Attempts were made to sideline Vasundhara Raje since the BJP lost the last Assembly elections. Satish Punia, who was the state BJP chief, was recently removed to mollify Ms Raje. But the joy was shortlived as he was made deputy leader of the Opposition in the state Assembly. All Union ministers from Rajasthan generally keep their distance from Ms Raje. Union minister Gajendra Singh Shekhawat is a known detractor.
The moral of the story: Ms Raje is fighting every inch of the way. Some time back, reports had it that high-profile railway minister Ashwini Vaishnaw, who also holds charge of IT, had emerged as the hot favourite among the BJP’s top brass to become the next CM. But after that, Mr Vaishnaw has faced trouble in the wake of the Balasore train accident, in which 300 passengers had perished.
Factionalism is the bane of the BJP in these states, and it has only grown since the emergence of Narendra Modi on the national scene as the high command silently played favourites and tried to cut established leaders down to size.
An example in faraway Maharashtra will suffice. Ajit Pawar looks like he has emerged as the blue-eyed boy since he split the Sharad Pawar-led NCP and has been made deputy chief minister with the coveted finance portfolio. Eight of his colleagues also have key portfolios. It is immaterial that this has made chief minister Eknath Shinde, who heads the Shiv Sena’s breakaway faction, uneasy, as well as a section of the state BJP, which is suffering silently. Devendra Fadnavis is deputy CM of the BJP, having earlier been chief minister for a full term.
The talk of “inclusive” leadership is a misnomer. It more a “collective” leadership sort of thing. There is no captain, and all are soldiers. It means to go along with the central leadership on the issue of a decision on the state leadership. Not to question who and why.
The BJP’s uneasiness is sharply in contrast to the Congress going “slow and steady” in the election-going states. Madhya Pradesh PCC chief Kamal Nath wants to avenge the way his government was toppled by the BJP through “Operation Kamala” by luring away Jyotiraditya Scindia and the 22 MLAs supporting him. Right or wrong, with full support from Digvijaya Singh, Kamal Nath feels that everything is going his way. Mr Scindia himself looks unsettled in the BJP, as he is being looked down on as an outsider.
In Rajasthan, the Congress high command has succeeded at long last in convincing chief minister Ashok Gehlot and his known detractor Sachin Pilot to smoke the peace pipe. Similar is the story in Chhattisgarh, where senior minister T.S. Singh Deo, who was not on the best of terms with chief minister Bhupesh Baghel, has been made the deputy CM.

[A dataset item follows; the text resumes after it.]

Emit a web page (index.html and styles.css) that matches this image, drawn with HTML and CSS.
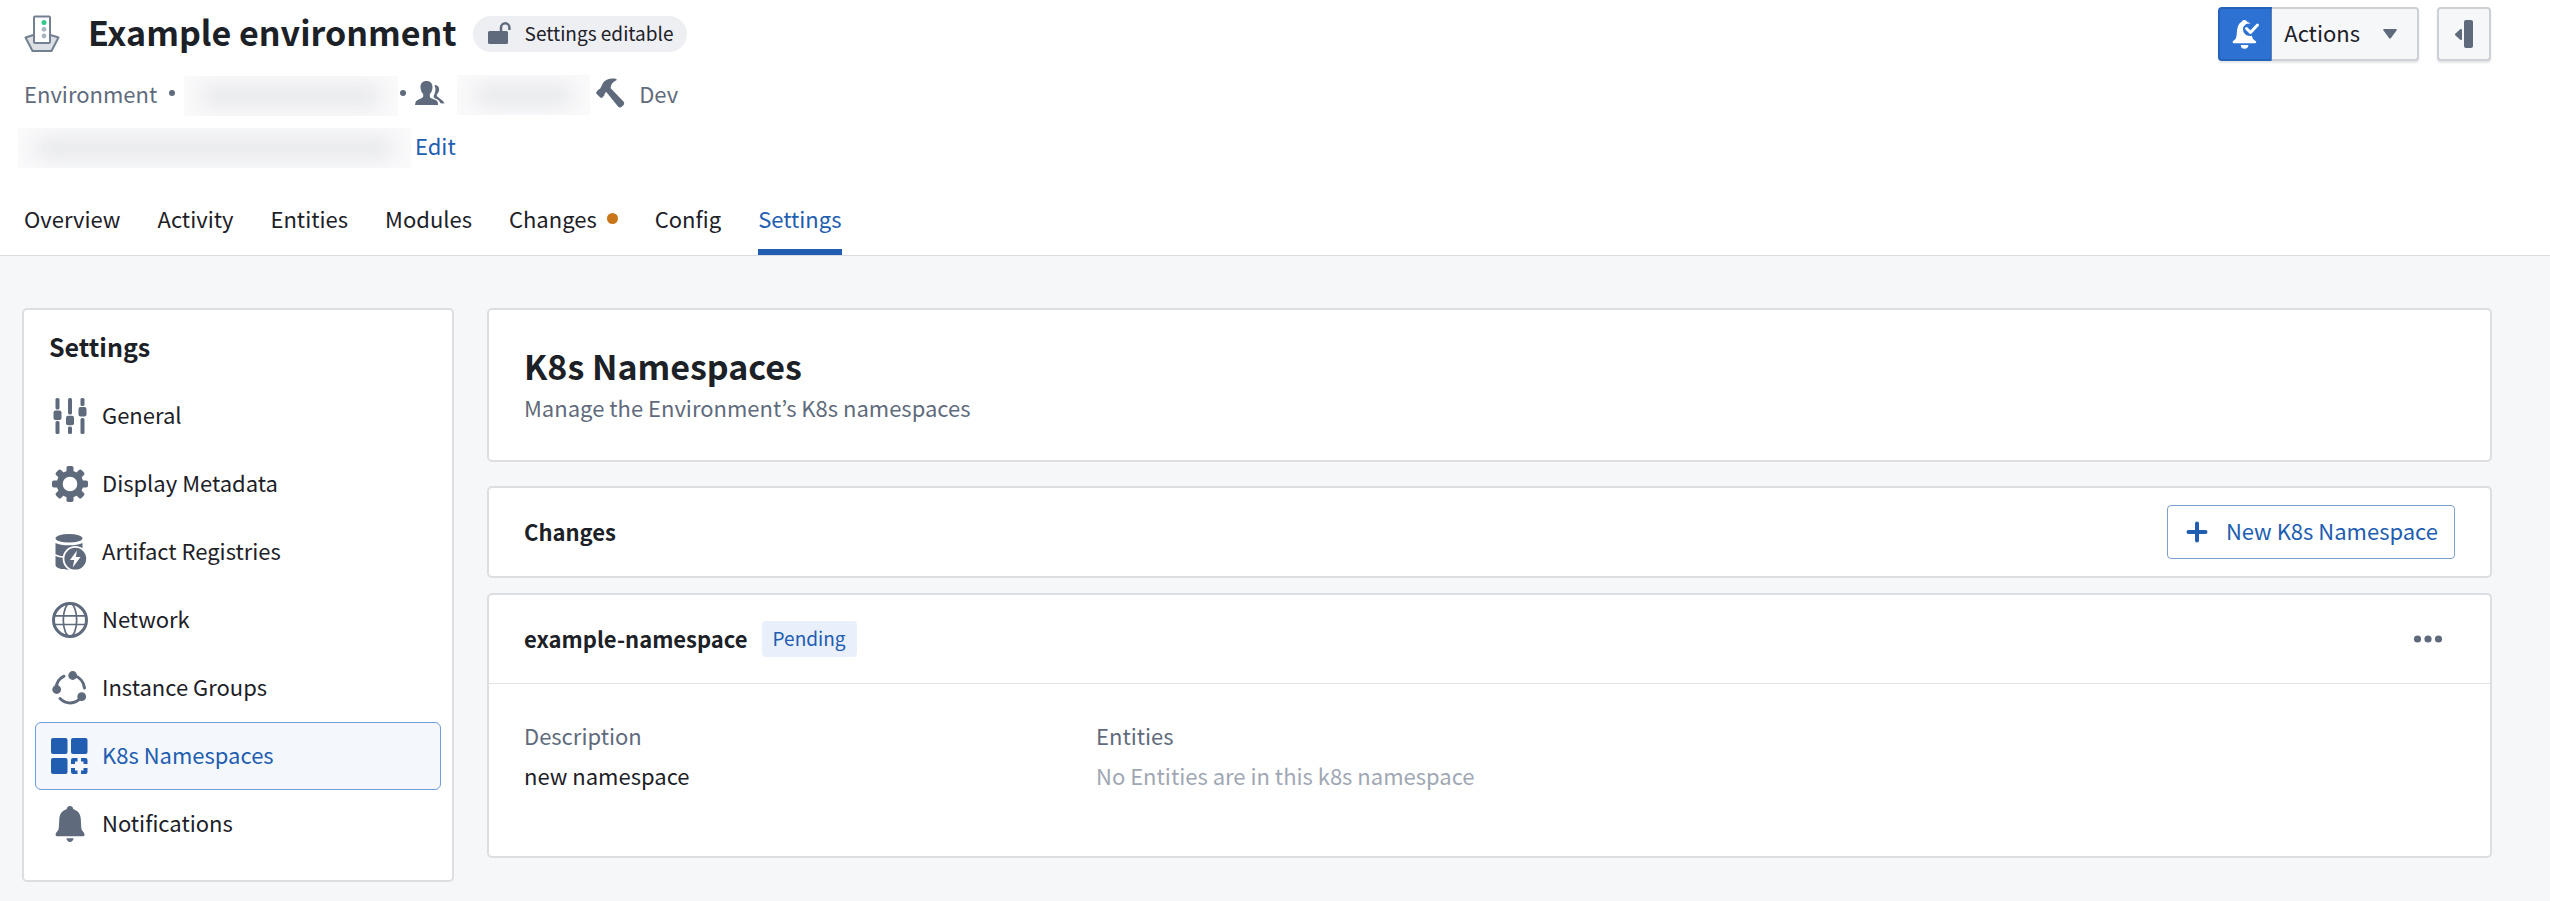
FILE: index.html
```html
<!DOCTYPE html>
<html lang="en">
<head>
<meta charset="utf-8">
<title>Example environment</title>
<link rel="stylesheet" href="styles.css">
</head>
<body>
<header class="header">
  <div class="header-top">
    <div class="title-row">
      <svg class="env-icon" viewBox="0 0 36 38" aria-hidden="true">
        <path d="M1.500 22.500 9.500 20h17l8 2.500-7 13.500h-19z" fill="#dce0e5" stroke="#738091" stroke-width="2" stroke-linejoin="round"/>
        <rect x="10" y="1.500" width="16" height="26.500" rx="1" fill="#fff" stroke="#738091" stroke-width="2"/>
        <circle cx="20" cy="7.500" r="2.500" fill="#32c98d"/><circle cx="20" cy="14.300" r="2.400" fill="#a7b6c2"/><circle cx="20" cy="21" r="2.400" fill="#a7b6c2"/>
      </svg>
      <h1 class="title">Example environment</h1>
      <span class="tag tag-round">
        <svg class="lock-icon" viewBox="0 0 24 24" aria-hidden="true"><rect x="1" y="10" width="20" height="13" rx="1.500"/><path d="M14 11V6.500a4.200 4.200 0 0 1 8.400 0V9" fill="none" stroke="currentColor" stroke-width="2.500"/></svg>
        Settings editable
      </span>
    </div>
    <div class="header-actions">
      <div class="split">
        <button class="split-main" aria-label="Watch">
          <svg class="icon-32" viewBox="0 0 32 32" aria-hidden="true"><path d="M15.500 2c1.300 0 2.200.8 2.500 1.800l2 .8 1.500 1.200-2.600-.3c-3.600 1-5.300 4-4.600 7.400.8 3.800 5 5.800 8.600 4.500.3 2.300 1.300 4.300 3.300 5.300 1.400.8 1.500 2.600-.2 2.600H5c-1.800 0-1.800-2-.3-2.700C8 20.800 7.500 17 8 13c.4-4 1.500-7.500 4.700-9.200C13.200 2.600 14 2 15.500 2z"/><g fill="none" stroke-linecap="round" stroke-linejoin="round"><path class="check-gap" d="m17.500 10.500 4 4L28.500 7" stroke-width="6.500"/><path d="m17.500 10.500 4 4L28.500 7" stroke="currentColor" stroke-width="3"/></g><path d="M11.800 27h7.500a3.700 3.700 0 0 1-7.500 0z"/></svg>
        </button>
        <button class="split-menu"><span class="lift">Actions</span><svg class="caret" viewBox="0 0 16 12" aria-hidden="true"><path d="M2 1h12c1 0 1 1 .5 1.500L9 10c-.6.8-1.400.8-2 0L1.500 2.500C1 2 1 1 2 1z"/></svg></button>
      </div>
      <button class="panel-toggle" aria-label="Open panel">
        <svg class="icon-32" viewBox="0 0 32 32" aria-hidden="true"><rect x="16" y="2" width="9" height="28" rx="2"/><path d="M14 12v9c0 1-1 1.400-1.800.8L7.500 17.500c-.7-.6-.7-1.400 0-2l4.700-4.300C13 10.600 14 11 14 12z"/></svg>
      </button>
    </div>
  </div>
  <div class="meta">
    <span>Environment</span>
    <span class="bullet"></span>
    <span class="redacted redacted-m"></span>
    <span class="bullet"></span>
    <svg class="icon-32 people" viewBox="0 0 32 32" aria-hidden="true"><path d="M12.500 4c-4 0-6.200 2.600-6 6.400.2 3 1.300 5.200 2.700 6.600v2.600c0 2-7 2.800-7.700 5.900L1 28h23c0-3-.5-4-2.500-4.900-2.500-1.200-5.700-1.700-5.700-3.500V17c1.400-1.400 2.500-3.600 2.700-6.600.2-3.800-2-6.400-6-6.400z"/><path d="M20.500 8c3 0 4.700 1.700 4.700 4.500 0 2.300-1.500 4-2.200 4.800-.4.600-.3 1.700.3 2.200L29 24l1.500 2.500-4-.3c-.6-1.600-1.800-3-3.500-3.900-2-1-3.600-1.200-3.300-2.800.2-2 1.600-3 1.800-7.500z"/></svg>
    <span class="redacted redacted-s"></span>
    <svg class="icon-32" viewBox="0 0 32 32" aria-hidden="true"><path d="M21.500 2c-6-1.300-11 .3-13.500 4L5.500 11c-.5 1.200-1.500 1-2.500 2l-1.500 2c-.6.8-.4 1.500.2 2l3.600 3.500c.7.7 1.500.6 2.100 0l1.600-1.700c.8-.8.3-2 1-2.800l1.300-1L23 29.500c1 1.200 2.600 1.300 3.800.3l1.600-1.600c1-1 1-2.500.1-3.700L15.700 11.300c0-3.300 1.500-6 5.800-8z"/></svg>
    <span>Dev</span>
  </div>
  <div class="about">
    <span class="redacted redacted-l"></span>
    <a class="link" href="#edit">Edit</a>
  </div>
  <nav class="tabs" aria-label="Environment">
    <a class="tab" href="#overview">Overview</a>
    <a class="tab" href="#activity">Activity</a>
    <a class="tab" href="#entities">Entities</a>
    <a class="tab" href="#modules">Modules</a>
    <a class="tab" href="#changes">Changes<span class="dot"></span></a>
    <a class="tab" href="#config">Config</a>
    <a class="tab active" href="#settings" aria-current="page">Settings</a>
  </nav>
</header>
<main class="page">
  <aside class="card sidebar">
    <h2 class="sidebar-title">Settings</h2>
    <nav class="side-nav" aria-label="Settings">
      <a class="side-item" href="#general"><svg class="icon-40" viewBox="0 0 40 40" aria-hidden="true"><rect x="5.500" y="2" width="4" height="11.500" rx="1.500"/><rect x="3.500" y="14.500" width="8" height="9.500" rx="2"/><rect x="5.500" y="25" width="4" height="13" rx="1.500"/><rect x="18" y="2" width="4" height="16.500" rx="1.500"/><rect x="16" y="19.700" width="8" height="9.500" rx="2"/><rect x="18" y="30.500" width="4" height="7.500" rx="1.500"/><rect x="30.500" y="2" width="4" height="8" rx="1.500"/><rect x="28.500" y="11" width="8" height="9.500" rx="2"/><rect x="30.500" y="22" width="4" height="16" rx="1.500"/></svg><span>General</span></a>
      <a class="side-item" href="#metadata"><svg class="icon-40" viewBox="0 0 40 40" aria-hidden="true"><circle cx="20" cy="20" r="10.300" fill="none" stroke="currentColor" stroke-width="6"/><g id="teeth"><rect x="16.500" y="2" width="7" height="8.500" rx="1.800"/><rect x="16.500" y="29.500" width="7" height="8.500" rx="1.800"/><rect x="2" y="16.500" width="8.500" height="7" rx="1.800"/><rect x="29.500" y="16.500" width="8.500" height="7" rx="1.800"/></g><use href="#teeth" transform="rotate(45 20 20)"/></svg><span>Display Metadata</span></a>
      <a class="side-item" href="#registries"><svg class="icon-40" viewBox="0 0 40 40" aria-hidden="true"><ellipse cx="19" cy="6.300" rx="13.500" ry="4.300"/><path d="M5.500 11c3 1.700 8 2.300 13.500 2.300s10.500-.6 13.500-2.300v22c0 3-6 4.700-13.500 4.700S5.500 36 5.500 33z"/><path d="M5 23c3 1.500 6 2 10 2.200" fill="none" stroke="#fff" stroke-width="1.600"/><circle cx="25.300" cy="26.700" r="11.800" stroke="#fff" stroke-width="1.800"/><path d="M27 18.500 20 28h4.300l-1.600 7.500L30.500 25h-4.700z" fill="#fff"/></svg><span>Artifact Registries</span></a>
      <a class="side-item" href="#network"><svg class="icon-40" viewBox="0 0 40 40" aria-hidden="true"><g fill="none" stroke="currentColor"><circle cx="20" cy="20" r="16.500" stroke-width="3"/><g stroke-width="1.700"><path d="M4 15.800h32M4 24.500h32"/><ellipse cx="20" cy="20" rx="6.700" ry="16.500"/></g></g></svg><span>Network</span></a>
      <a class="side-item" href="#instances"><svg class="icon-40" viewBox="0 0 40 40" aria-hidden="true"><circle cx="22.700" cy="7.500" r="4.400"/><circle cx="6.700" cy="21.500" r="4.400"/><circle cx="31.700" cy="28.700" r="4.400"/><g fill="none" stroke="currentColor" stroke-width="3" stroke-linecap="round"><path d="M14 8.200A14.500 14.500 0 0 0 6 21"/><path d="M24 7.500A14.500 14.500 0 0 1 34.500 20"/><path d="M10 30.500c6 6 15 6 20.500-.5"/></g></svg><span>Instance Groups</span></a>
      <a class="side-item selected" href="#namespaces" aria-current="page"><svg class="icon-40" viewBox="0 0 40 40" aria-hidden="true"><rect x="1" y="2" width="16.500" height="16" rx="2"/><rect x="21" y="2" width="16.500" height="16" rx="2"/><rect x="1" y="22" width="16.500" height="16" rx="2"/><path d="M23 22h4.500v3.500H25V28h-4v-4a2 2 0 0 1 2-2zM31 22h4.500a2 2 0 0 1 2 2v4h-4v-2.500H31zM21 32h4v2.500h2.500V38H23a2 2 0 0 1-2-2zM33.500 32h4v4a2 2 0 0 1-2 2H31v-3.500h2.500z"/></svg><span>K8s Namespaces</span></a>
      <a class="side-item" href="#notifications"><svg class="icon-40" viewBox="0 0 40 40" aria-hidden="true"><path d="M20 2c2 0 3.200 1.400 3.300 3.200C28 6.500 30.500 10 30.800 15c.3 5 .3 9 1 11l2.300 3c.8 1.500.4 3.300-1 3.300H7c-1.400 0-1.800-1.800-1-3.300l2.300-3c.7-2 .7-6 1-11 .3-5 2.700-8.500 7.400-9.800C16.800 3.400 18 2 20 2z"/><path d="M16.500 34.300h7c0 2-1.500 3.700-3.500 3.700s-3.500-1.700-3.500-3.700z"/></svg><span>Notifications</span></a>
    </nav>
  </aside>
  <div class="content">
    <section class="card intro">
      <h2 class="intro-title">K8s Namespaces</h2>
      <p class="muted">Manage the Environment’s K8s namespaces</p>
    </section>
    <section class="card bar">
      <h3 class="bar-title">Changes</h3>
      <button class="outline-button"><svg class="plus" viewBox="0 0 24 24" aria-hidden="true"><path d="M12 3.500v17M3.500 12h17" stroke="currentColor" stroke-width="4" stroke-linecap="round"/></svg><span class="lift">New K8s Namespace</span></button>
    </section>
    <section class="card namespace">
      <div class="bar namespace-head">
        <div class="name-group">
          <h3 class="bar-title">example-namespace</h3>
          <span class="tag tag-blue">Pending</span>
        </div>
        <button class="more" aria-label="More"><svg class="icon-32" viewBox="0 0 32 32" aria-hidden="true"><circle cx="5.500" cy="16" r="3.600"/><circle cx="16" cy="16" r="3.600"/><circle cx="26.500" cy="16" r="3.600"/></svg></button>
      </div>
      <dl class="details">
        <div><dt class="muted">Description</dt><dd>new namespace</dd></div>
        <div><dt class="muted">Entities</dt><dd class="empty">No Entities are in this k8s namespace</dd></div>
      </dl>
    </section>
  </div>
</main>
</body>
</html>
```

FILE: styles.css
```css
* { box-sizing: border-box; }
body {
  margin: 0;
  min-height: 100vh;
  background: #f6f7f9;
  color: #1c2127;
  font: 22px/36px "Noto Sans CJK KR", "Noto Sans", sans-serif;
}
h1, h2, h3, p, dl, dd { margin: 0; }
a { color: inherit; text-decoration: none; }
button { font: inherit; color: inherit; cursor: pointer; padding: 0; }
svg { flex: none; fill: currentColor; }
.icon-32 { width: 32px; height: 32px; color: #5f6b7c; }
.icon-40 { width: 40px; height: 40px; }
.lift { padding-bottom: 4px; }

.header { background: #fff; border-bottom: 1px solid #d8dbdf; padding: 7px 59px 0 24px; }
.header-top { display: flex; justify-content: space-between; align-items: flex-start; }
.title-row { display: flex; align-items: center; height: 54px; }
.env-icon { width: 36px; height: 38px; margin-right: 28px; }
.title { font-size: 34px; line-height: 50px; padding-bottom: 4px; margin-right: 16px; }
.tag { display: inline-flex; align-items: center; height: 36px; padding-bottom: 3px; font-size: 19px; }
.tag-round { gap: 14px; padding-left: 14px; padding-right: 14px; border-radius: 18px; background: #eeeff2; }
.lock-icon { width: 24px; height: 24px; color: #5f6b7c; }
.tag-blue { padding-left: 11px; padding-right: 11px; border-radius: 4px; background: #e9effb; color: #215db0; }

.header-actions { display: flex; gap: 18px; }
.split { display: flex; }
.split-main, .split-menu, .panel-toggle {
  display: flex; align-items: center; justify-content: center;
  height: 54px; border: 2px solid #cdd0d4; background: #f6f7f9;
  box-shadow: 0 2px 2px #e5e6e8;
}
.split-main { width: 54px; background: #2d72d2; border-color: #2461b8; border-radius: 4px 0 0 4px; }
.split-main .icon-32 { color: #fff; }
.check-gap { stroke: #2d72d2; }
.split-menu { gap: 22px; padding: 0 19px 0 12px; border-left: 0; border-radius: 0 4px 4px 0; }
.caret { width: 16px; height: 12px; color: #5f6b7c; }
.panel-toggle { width: 54px; border-radius: 4px; }

.meta, .about { display: flex; align-items: center; color: #5f6b7c; }
.meta { height: 42px; margin-top: 11px; gap: 12px; }
.bullet { width: 6px; height: 6px; border-radius: 50%; background: #5f6b7c; }
.people { margin-left: -4px; }
.redacted { height: 40px; background: #fafafb; overflow: hidden; padding: 8px 16px; }
.redacted::before { content: ""; display: block; height: 24px; border-radius: 12px; background: #e8e9ec; filter: blur(10px); }
.redacted-m { width: 214px; margin: 6px -10px 0 -3px; }
.redacted-s { width: 133px; margin: 4px -7px 0 -1px; }
.redacted-l { width: 393px; }
.about { height: 42px; margin: 13px 0 0 -6px; gap: 4px; }
.link { padding-bottom: 6px; color: #215db0; }

.tabs { display: flex; gap: 37px; margin-top: 18px; }
.tab { display: flex; align-items: center; height: 68px; padding-bottom: 6px; }
.tab.active { color: #215db0; box-shadow: inset 0 -6px #215db0; }
.dot { width: 11px; height: 11px; margin-left: 10px; border-radius: 50%; background: #c87619; }

.page { display: flex; align-items: flex-start; gap: 33px; padding: 52px 58px 20px 22px; }
.card { background: #fff; border: 2px solid #dcdee1; border-radius: 5px; }
.sidebar { width: 432px; flex: none; padding: 16px 11px 22px; }
.sidebar-title { font-size: 25px; line-height: 40px; padding: 0 14px; }
.side-nav { margin-top: 16px; }
.side-item { display: flex; align-items: center; gap: 12px; height: 68px; padding: 0 14px; border: 1px solid transparent; border-radius: 6px; }
.side-item .icon-40 { color: #5f6b7c; }
.side-item span { padding-bottom: 5px; }
.side-item.selected, .side-item.selected .icon-40 { color: #215db0; }
.side-item.selected { background: #f4f7fc; border-color: #6f9be0; }

.content { flex: 1; min-width: 0; }
.intro { padding: 33px 35px 35px; margin-bottom: 24px; }
.intro-title { font-size: 34px; line-height: 46px; }
.muted { color: #5f6b7c; }
.bar { display: flex; align-items: center; justify-content: space-between; height: 92px; padding: 0 35px; }
.bar-title { font-size: 22px; padding-bottom: 3px; }
.outline-button { display: flex; align-items: center; height: 54px; gap: 17px; padding: 0 16px 0 17px; border: 1px solid #7d9fd2; border-radius: 4px; background: #fff; color: #215db0; }
.plus { width: 24px; height: 24px; }
.namespace { margin-top: 15px; }
.namespace-head { height: 89px; border-bottom: 1px solid #e3e4e7; }
.name-group { display: flex; align-items: center; gap: 14px; }
.more { display: flex; align-items: center; padding: 0 11px; border: 0; background: none; }
.details { display: grid; grid-template-columns: 572px 1fr; padding: 31px 35px 61px; }
.details dt, .details dd { line-height: 40px; }
.empty { color: #a0a7b4; }
```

The next few months will show which way the political winds are blowing in the three states. One thing is clear: the Congress is upbeat in the wake of the Karnataka victory and wants to make a fight of it in the coming polls. The BJP too is battling hard, as it knows that any slip would be problematic for it in the 2024 Lok Sabha polls. But self-doubt need not always be a good thing.